By the autumn of 1810 the 92nd had joined Wellingtons army before Lisbon to spend more than a year preparing to breach the defenses of the Spanish frontier. 1812 was the decisive year when the British army moved steadily northwards driving the Emperor's forces back to France. Famous actions followed in quick succession, no less than six battle honors being added to the colors, but it was in the mountainous Pyrenees that the Gordon Highlanders really came into their own and were in at every skirmish. They would attack with fury when Soult turned to face them on the Nivelle, and as the year came to an end they were campaigning outside Bayonne remembering the gallantry of their three pipers at St. Pierre, where, as they went into battle, one piper died and another took up the air; and when death silenced him, a third continued it. Soon the war was over, Wellington was a Duke and the Gordon Highlanders returned to Ireland.
But their recall to service was not long in coming when the Emperor Napoleon, having escaped from Elba, landed near Cannes on 1st March, 1815. Thus they soon found themselves once more under Wellington's command and by mid-May they were in Belgian billets. On the evening of the day early in June when Napoleon hurled his whole command towards Brussels four Sergeants of the Gordon Highlanders were dancing reels to amuse the guests at a ball given by the Duchess of Richmond, the eldest daughter of Jean, Duchess of Gordon. Among those present was Cameron of Fassifern their commanding officer, but the military guests left early and at dawn the regiment was marching out of the city and by afternoon they had joined a mixed force of Dutch and Germans holding a position near the cross-roads of Quatre Bras.
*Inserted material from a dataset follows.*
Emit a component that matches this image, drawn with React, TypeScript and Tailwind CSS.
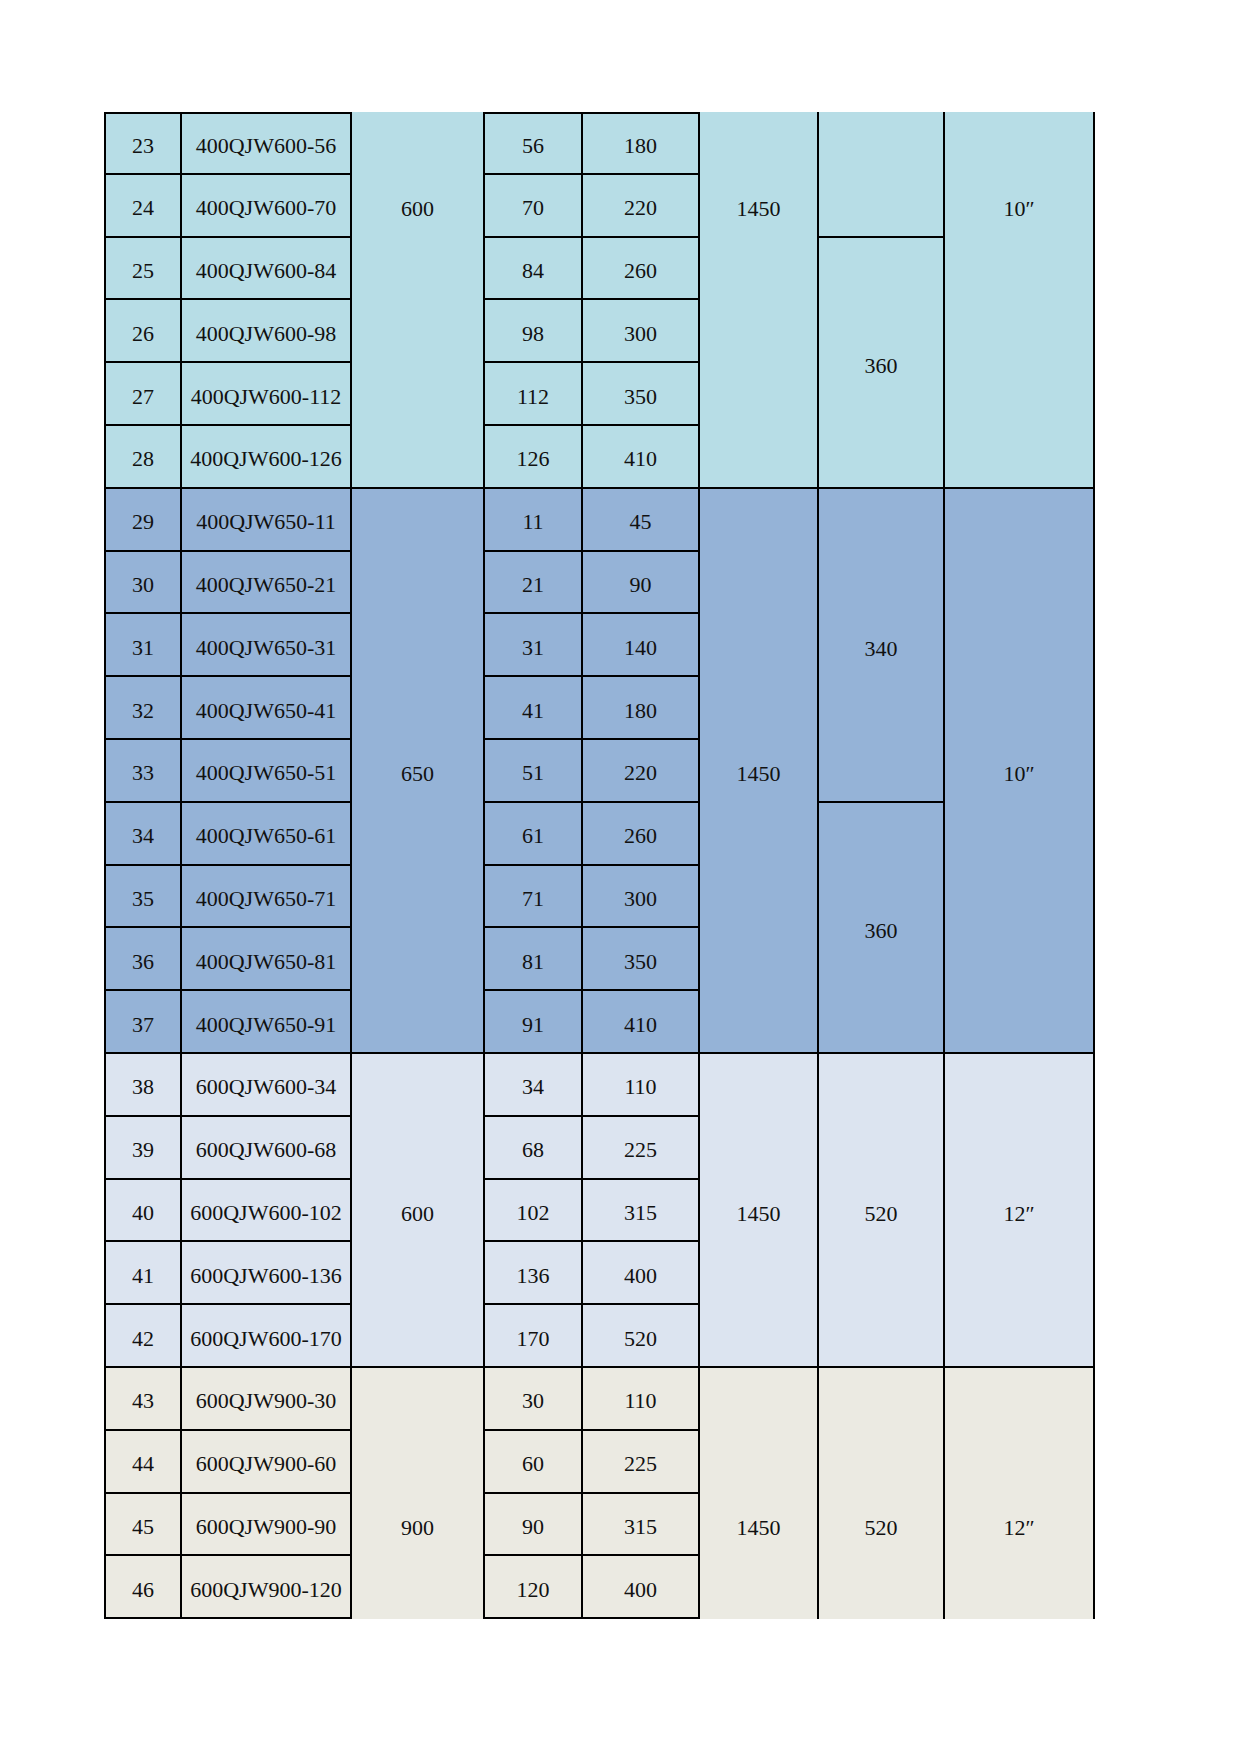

In the savage fighting which followed the 92nd lost their Colonel, that Cameron of Fassifern who had joined the regiment when first raised
was amalgamated with the
The Gordon Highlanders was composed by Pipe Major James "Robbie" Robertson (above). Born in Bannffshire on August 23rd, 1886, he began learning pipes at the age of 15 from P/M William Sutherland of Airdrie.
In 1906 he enlisted in the Gordon Highlanders, where he would befriend and come under the influence of the great G. S. McLennan, the greatest Gordon piper of all. G. S. taught Robertson from 1906 to 1913, recommended him for promotion to Lance Corporal in 1912, and oversaw his advancement to Pipe Corporal in 1913.
Just before the Great War, he attended the Military School of Piping at Inverness under John MacDonald of Inverness, where he certainly would have studied piobaireachd, and became the tenth graduate of what would come to be known as the Army School of Piping.
In August 1914 he went with the 1st Battalion of the Gordons to France as part of the British Expeditionary Force. The Gordon Highlanders Pipe Music Collection Volume II (1985) describes his trials and adventures during the war years:
“On August 13th there were eighteen pipers in the Battalion, most of whom had been pupils of G. S., but by 27th August only two had escaped capture or death. Robbie was amongst the former being taken with the majority of the Battalion at Bertry on 27th August, and he was to spend virtually the whole War as a prisoner. He was sent to Sennelager near Paderborn in September 1914 and was court martialled by the Germans on three occasions during his time as a POW for ‘refusing to carry out work of a military nature, i.e. building Zeppelin sheds and, as a Non-Commissioned Officer, inciting men to refuse similar work.” For years afterwards, Robbie, in his inimitable, amusing style, would recount his experiences as a prisoner in charge of liquidizing human excrement prior to its application as a fertilizer on the surrounding German farmland. This typically efficient German approach was frequently sabotaged by the prisoner in charge, which leaves much to the imagination! Indeed, on 17th December, 1915, so difficult had he become to his captors that he was sentenced to one year’s imprisonment. Actually, a large part of this period was spent in solitary confinement and the sentence took one year, ten months to complete. He would not give in. Indeed, such had been his example to others that in February 1920 he was awarded the Meritorious Service Medal in recognition of his valuable services as a prisoner of war.”
In April of 1918 he was exchanged as a prisoner and the next year he rejoined the 1st Battalion in Limerick.
A champion boxer in the regiment as a young man, he was respected as a pipe major, a piper and a soldier, though the war and his foreign service perhaps robbed him of his due as a competitive player.
After serving in Malta and finally at the depot in Aberdeen, he retired in April, 1927 and worked as a janitor at the Banff Academy until 1953. He also served as a Special Constable in Banff, achieving the rank of Sergeant.
During his latter years he taught and judged at games such as Braemar, Aboyne and Lonach in the northeast of Scotland and was a founding member of the Turriff and District Pipe Band.
He died in 1961 and lies in Banff cemetery.